== GIVEN REQUEST ==
Omit all pictures, then retype the data exactly as given.

== SUPPLIED INFORMATION ==
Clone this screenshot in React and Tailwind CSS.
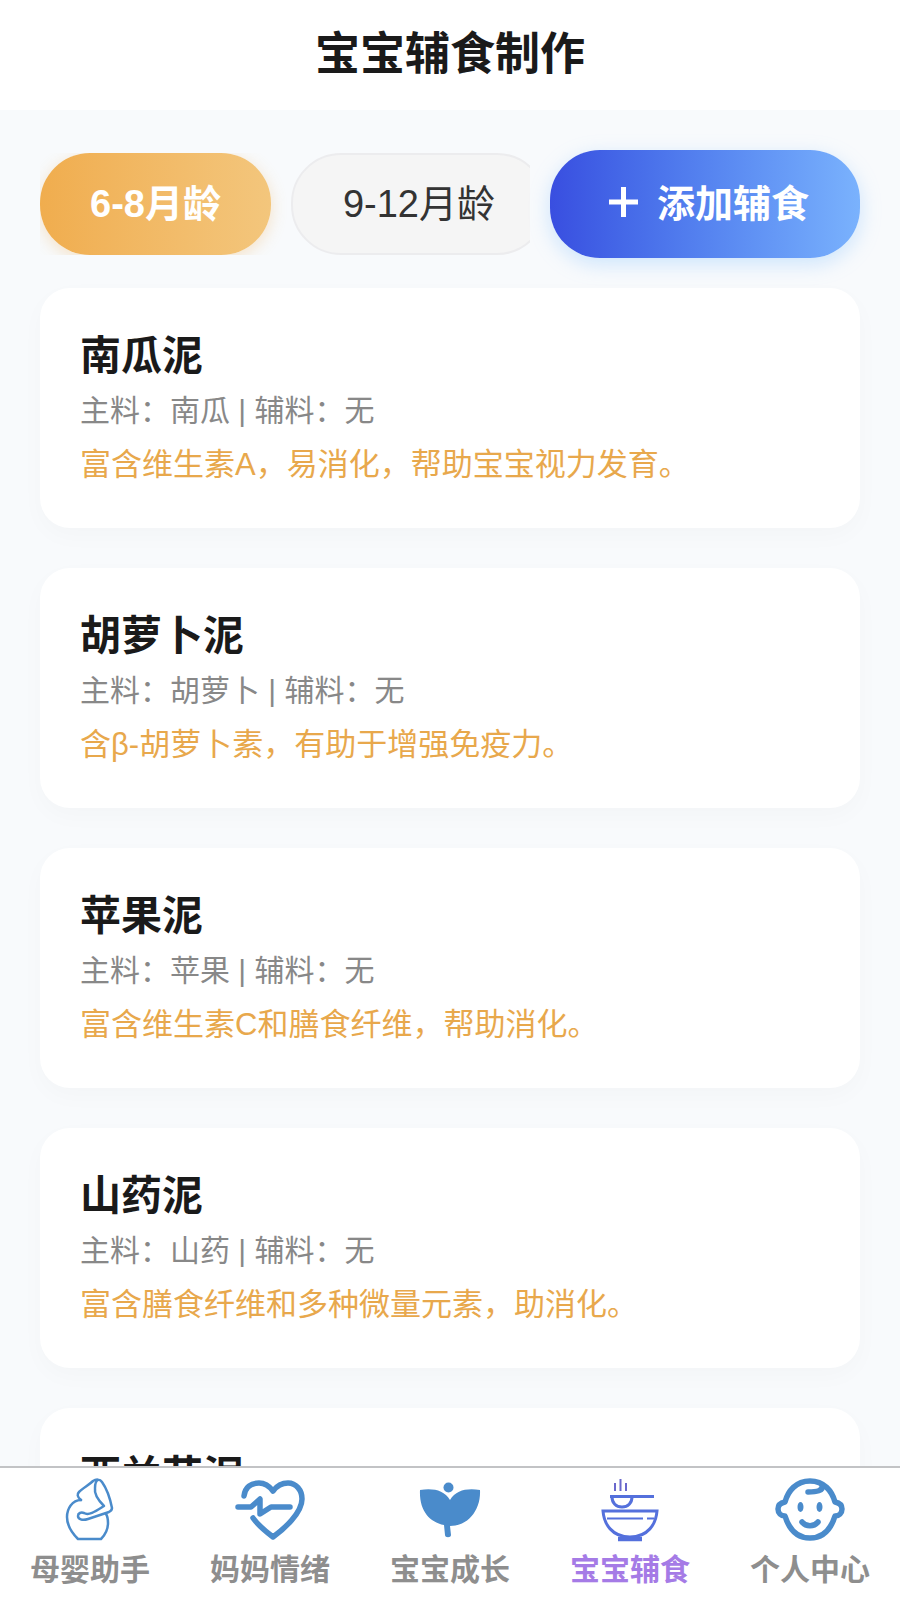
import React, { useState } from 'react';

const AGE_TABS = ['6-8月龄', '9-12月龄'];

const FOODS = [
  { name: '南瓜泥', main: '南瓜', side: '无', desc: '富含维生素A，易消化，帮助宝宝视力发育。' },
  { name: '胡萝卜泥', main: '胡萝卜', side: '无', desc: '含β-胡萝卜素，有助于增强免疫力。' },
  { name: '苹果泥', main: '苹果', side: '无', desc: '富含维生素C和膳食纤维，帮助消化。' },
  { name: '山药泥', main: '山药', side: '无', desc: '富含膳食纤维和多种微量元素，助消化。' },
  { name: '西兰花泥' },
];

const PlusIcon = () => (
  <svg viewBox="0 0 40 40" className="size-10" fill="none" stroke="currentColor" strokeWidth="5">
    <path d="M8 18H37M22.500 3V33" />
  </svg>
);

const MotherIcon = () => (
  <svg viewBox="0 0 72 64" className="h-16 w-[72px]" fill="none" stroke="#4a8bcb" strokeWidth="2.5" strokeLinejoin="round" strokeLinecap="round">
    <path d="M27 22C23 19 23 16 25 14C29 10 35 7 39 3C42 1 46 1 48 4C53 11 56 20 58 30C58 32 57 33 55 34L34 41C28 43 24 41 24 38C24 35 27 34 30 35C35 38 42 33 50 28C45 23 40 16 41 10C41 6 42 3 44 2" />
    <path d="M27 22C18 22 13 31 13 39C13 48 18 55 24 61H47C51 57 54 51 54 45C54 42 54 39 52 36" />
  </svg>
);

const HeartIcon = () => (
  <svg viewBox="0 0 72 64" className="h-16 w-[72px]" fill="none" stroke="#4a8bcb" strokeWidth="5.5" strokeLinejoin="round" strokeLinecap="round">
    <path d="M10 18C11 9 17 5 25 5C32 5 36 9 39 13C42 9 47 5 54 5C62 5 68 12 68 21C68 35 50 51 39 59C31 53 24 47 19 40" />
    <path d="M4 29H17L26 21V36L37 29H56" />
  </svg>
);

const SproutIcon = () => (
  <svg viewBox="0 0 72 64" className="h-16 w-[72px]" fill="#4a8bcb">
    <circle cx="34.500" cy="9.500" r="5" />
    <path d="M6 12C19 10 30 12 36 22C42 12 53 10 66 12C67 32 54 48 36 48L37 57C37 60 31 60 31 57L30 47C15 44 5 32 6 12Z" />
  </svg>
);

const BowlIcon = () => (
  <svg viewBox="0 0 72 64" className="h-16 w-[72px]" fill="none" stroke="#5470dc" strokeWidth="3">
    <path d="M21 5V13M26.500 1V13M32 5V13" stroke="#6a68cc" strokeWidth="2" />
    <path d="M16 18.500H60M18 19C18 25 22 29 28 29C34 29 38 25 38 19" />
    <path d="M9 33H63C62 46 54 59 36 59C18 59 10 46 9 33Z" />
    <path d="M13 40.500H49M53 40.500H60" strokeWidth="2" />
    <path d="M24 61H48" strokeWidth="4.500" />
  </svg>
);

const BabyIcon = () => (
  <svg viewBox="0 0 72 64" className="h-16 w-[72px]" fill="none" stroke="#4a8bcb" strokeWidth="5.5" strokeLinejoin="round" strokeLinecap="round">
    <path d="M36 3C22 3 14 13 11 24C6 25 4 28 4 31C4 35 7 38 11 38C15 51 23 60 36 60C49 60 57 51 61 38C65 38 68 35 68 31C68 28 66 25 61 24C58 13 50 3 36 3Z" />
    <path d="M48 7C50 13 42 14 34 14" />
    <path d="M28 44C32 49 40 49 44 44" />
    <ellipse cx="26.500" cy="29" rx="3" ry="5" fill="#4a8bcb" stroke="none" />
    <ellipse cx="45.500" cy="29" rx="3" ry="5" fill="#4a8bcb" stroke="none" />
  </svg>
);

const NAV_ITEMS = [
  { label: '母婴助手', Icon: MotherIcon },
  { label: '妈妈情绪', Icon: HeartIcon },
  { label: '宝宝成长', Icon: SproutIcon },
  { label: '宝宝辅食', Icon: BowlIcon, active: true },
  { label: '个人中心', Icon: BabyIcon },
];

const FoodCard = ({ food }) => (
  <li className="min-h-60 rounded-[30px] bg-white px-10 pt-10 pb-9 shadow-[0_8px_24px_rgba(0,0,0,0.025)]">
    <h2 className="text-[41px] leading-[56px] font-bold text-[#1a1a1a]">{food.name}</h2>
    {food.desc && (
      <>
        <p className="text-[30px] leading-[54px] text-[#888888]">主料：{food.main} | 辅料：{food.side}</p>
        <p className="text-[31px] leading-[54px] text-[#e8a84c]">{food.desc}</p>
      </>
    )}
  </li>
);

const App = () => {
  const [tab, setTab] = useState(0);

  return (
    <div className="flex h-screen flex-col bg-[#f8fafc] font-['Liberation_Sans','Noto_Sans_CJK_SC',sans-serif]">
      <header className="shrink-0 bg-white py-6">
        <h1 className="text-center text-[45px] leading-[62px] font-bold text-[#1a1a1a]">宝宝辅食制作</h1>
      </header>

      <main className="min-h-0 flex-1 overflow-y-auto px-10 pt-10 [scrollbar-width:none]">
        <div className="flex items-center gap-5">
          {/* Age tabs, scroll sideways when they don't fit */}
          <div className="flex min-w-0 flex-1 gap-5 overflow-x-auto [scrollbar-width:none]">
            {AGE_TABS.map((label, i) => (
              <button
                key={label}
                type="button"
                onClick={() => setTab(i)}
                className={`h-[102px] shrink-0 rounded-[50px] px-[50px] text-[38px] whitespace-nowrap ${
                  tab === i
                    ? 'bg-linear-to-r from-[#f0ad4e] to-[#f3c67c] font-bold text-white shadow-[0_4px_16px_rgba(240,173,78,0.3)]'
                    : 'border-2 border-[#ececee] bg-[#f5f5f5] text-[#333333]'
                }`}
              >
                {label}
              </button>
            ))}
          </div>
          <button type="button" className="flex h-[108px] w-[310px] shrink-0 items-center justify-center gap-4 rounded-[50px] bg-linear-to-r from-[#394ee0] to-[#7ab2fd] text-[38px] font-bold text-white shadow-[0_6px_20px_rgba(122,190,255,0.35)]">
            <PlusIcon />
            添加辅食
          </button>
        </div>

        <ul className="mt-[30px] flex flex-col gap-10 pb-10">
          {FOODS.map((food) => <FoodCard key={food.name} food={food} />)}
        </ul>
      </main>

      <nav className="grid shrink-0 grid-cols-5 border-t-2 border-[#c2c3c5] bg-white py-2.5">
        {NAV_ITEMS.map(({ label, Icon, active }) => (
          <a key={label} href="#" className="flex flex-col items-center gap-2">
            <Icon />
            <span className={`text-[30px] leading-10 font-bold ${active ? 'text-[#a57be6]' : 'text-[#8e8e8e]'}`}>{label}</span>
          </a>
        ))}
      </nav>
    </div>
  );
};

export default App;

== RESPONSE ==
Clone this screenshot in React and Tailwind CSS.
import React, { useState } from 'react';

const AGE_TABS = ['6-8月龄', '9-12月龄'];

const FOODS = [
  { name: '南瓜泥', main: '南瓜', side: '无', desc: '富含维生素A，易消化，帮助宝宝视力发育。' },
  { name: '胡萝卜泥', main: '胡萝卜', side: '无', desc: '含β-胡萝卜素，有助于增强免疫力。' },
  { name: '苹果泥', main: '苹果', side: '无', desc: '富含维生素C和膳食纤维，帮助消化。' },
  { name: '山药泥', main: '山药', side: '无', desc: '富含膳食纤维和多种微量元素，助消化。' },
  { name: '西兰花泥' },
];

const PlusIcon = () => (
  <svg viewBox="0 0 40 40" className="size-10" fill="none" stroke="currentColor" strokeWidth="5">
    <path d="M8 18H37M22.500 3V33" />
  </svg>
);

const MotherIcon = () => (
  <svg viewBox="0 0 72 64" className="h-16 w-[72px]" fill="none" stroke="#4a8bcb" strokeWidth="2.5" strokeLinejoin="round" strokeLinecap="round">
    <path d="M27 22C23 19 23 16 25 14C29 10 35 7 39 3C42 1 46 1 48 4C53 11 56 20 58 30C58 32 57 33 55 34L34 41C28 43 24 41 24 38C24 35 27 34 30 35C35 38 42 33 50 28C45 23 40 16 41 10C41 6 42 3 44 2" />
    <path d="M27 22C18 22 13 31 13 39C13 48 18 55 24 61H47C51 57 54 51 54 45C54 42 54 39 52 36" />
  </svg>
);

const HeartIcon = () => (
  <svg viewBox="0 0 72 64" className="h-16 w-[72px]" fill="none" stroke="#4a8bcb" strokeWidth="5.5" strokeLinejoin="round" strokeLinecap="round">
    <path d="M10 18C11 9 17 5 25 5C32 5 36 9 39 13C42 9 47 5 54 5C62 5 68 12 68 21C68 35 50 51 39 59C31 53 24 47 19 40" />
    <path d="M4 29H17L26 21V36L37 29H56" />
  </svg>
);

const SproutIcon = () => (
  <svg viewBox="0 0 72 64" className="h-16 w-[72px]" fill="#4a8bcb">
    <circle cx="34.500" cy="9.500" r="5" />
    <path d="M6 12C19 10 30 12 36 22C42 12 53 10 66 12C67 32 54 48 36 48L37 57C37 60 31 60 31 57L30 47C15 44 5 32 6 12Z" />
  </svg>
);

const BowlIcon = () => (
  <svg viewBox="0 0 72 64" className="h-16 w-[72px]" fill="none" stroke="#5470dc" strokeWidth="3">
    <path d="M21 5V13M26.500 1V13M32 5V13" stroke="#6a68cc" strokeWidth="2" />
    <path d="M16 18.500H60M18 19C18 25 22 29 28 29C34 29 38 25 38 19" />
    <path d="M9 33H63C62 46 54 59 36 59C18 59 10 46 9 33Z" />
    <path d="M13 40.500H49M53 40.500H60" strokeWidth="2" />
    <path d="M24 61H48" strokeWidth="4.500" />
  </svg>
);

const BabyIcon = () => (
  <svg viewBox="0 0 72 64" className="h-16 w-[72px]" fill="none" stroke="#4a8bcb" strokeWidth="5.5" strokeLinejoin="round" strokeLinecap="round">
    <path d="M36 3C22 3 14 13 11 24C6 25 4 28 4 31C4 35 7 38 11 38C15 51 23 60 36 60C49 60 57 51 61 38C65 38 68 35 68 31C68 28 66 25 61 24C58 13 50 3 36 3Z" />
    <path d="M48 7C50 13 42 14 34 14" />
    <path d="M28 44C32 49 40 49 44 44" />
    <ellipse cx="26.500" cy="29" rx="3" ry="5" fill="#4a8bcb" stroke="none" />
    <ellipse cx="45.500" cy="29" rx="3" ry="5" fill="#4a8bcb" stroke="none" />
  </svg>
);

const NAV_ITEMS = [
  { label: '母婴助手', Icon: MotherIcon },
  { label: '妈妈情绪', Icon: HeartIcon },
  { label: '宝宝成长', Icon: SproutIcon },
  { label: '宝宝辅食', Icon: BowlIcon, active: true },
  { label: '个人中心', Icon: BabyIcon },
];

const FoodCard = ({ food }) => (
  <li className="min-h-60 rounded-[30px] bg-white px-10 pt-10 pb-9 shadow-[0_8px_24px_rgba(0,0,0,0.025)]">
    <h2 className="text-[41px] leading-[56px] font-bold text-[#1a1a1a]">{food.name}</h2>
    {food.desc && (
      <>
        <p className="text-[30px] leading-[54px] text-[#888888]">主料：{food.main} | 辅料：{food.side}</p>
        <p className="text-[31px] leading-[54px] text-[#e8a84c]">{food.desc}</p>
      </>
    )}
  </li>
);

const App = () => {
  const [tab, setTab] = useState(0);

  return (
    <div className="flex h-screen flex-col bg-[#f8fafc] font-['Liberation_Sans','Noto_Sans_CJK_SC',sans-serif]">
      <header className="shrink-0 bg-white py-6">
        <h1 className="text-center text-[45px] leading-[62px] font-bold text-[#1a1a1a]">宝宝辅食制作</h1>
      </header>

      <main className="min-h-0 flex-1 overflow-y-auto px-10 pt-10 [scrollbar-width:none]">
        <div className="flex items-center gap-5">
          {/* Age tabs, scroll sideways when they don't fit */}
          <div className="flex min-w-0 flex-1 gap-5 overflow-x-auto [scrollbar-width:none]">
            {AGE_TABS.map((label, i) => (
              <button
                key={label}
                type="button"
                onClick={() => setTab(i)}
                className={`h-[102px] shrink-0 rounded-[50px] px-[50px] text-[38px] whitespace-nowrap ${
                  tab === i
                    ? 'bg-linear-to-r from-[#f0ad4e] to-[#f3c67c] font-bold text-white shadow-[0_4px_16px_rgba(240,173,78,0.3)]'
                    : 'border-2 border-[#ececee] bg-[#f5f5f5] text-[#333333]'
                }`}
              >
                {label}
              </button>
            ))}
          </div>
          <button type="button" className="flex h-[108px] w-[310px] shrink-0 items-center justify-center gap-4 rounded-[50px] bg-linear-to-r from-[#394ee0] to-[#7ab2fd] text-[38px] font-bold text-white shadow-[0_6px_20px_rgba(122,190,255,0.35)]">
            <PlusIcon />
            添加辅食
          </button>
        </div>

        <ul className="mt-[30px] flex flex-col gap-10 pb-10">
          {FOODS.map((food) => <FoodCard key={food.name} food={food} />)}
        </ul>
      </main>

      <nav className="grid shrink-0 grid-cols-5 border-t-2 border-[#c2c3c5] bg-white py-2.5">
        {NAV_ITEMS.map(({ label, Icon, active }) => (
          <a key={label} href="#" className="flex flex-col items-center gap-2">
            <Icon />
            <span className={`text-[30px] leading-10 font-bold ${active ? 'text-[#a57be6]' : 'text-[#8e8e8e]'}`}>{label}</span>
          </a>
        ))}
      </nav>
    </div>
  );
};

export default App;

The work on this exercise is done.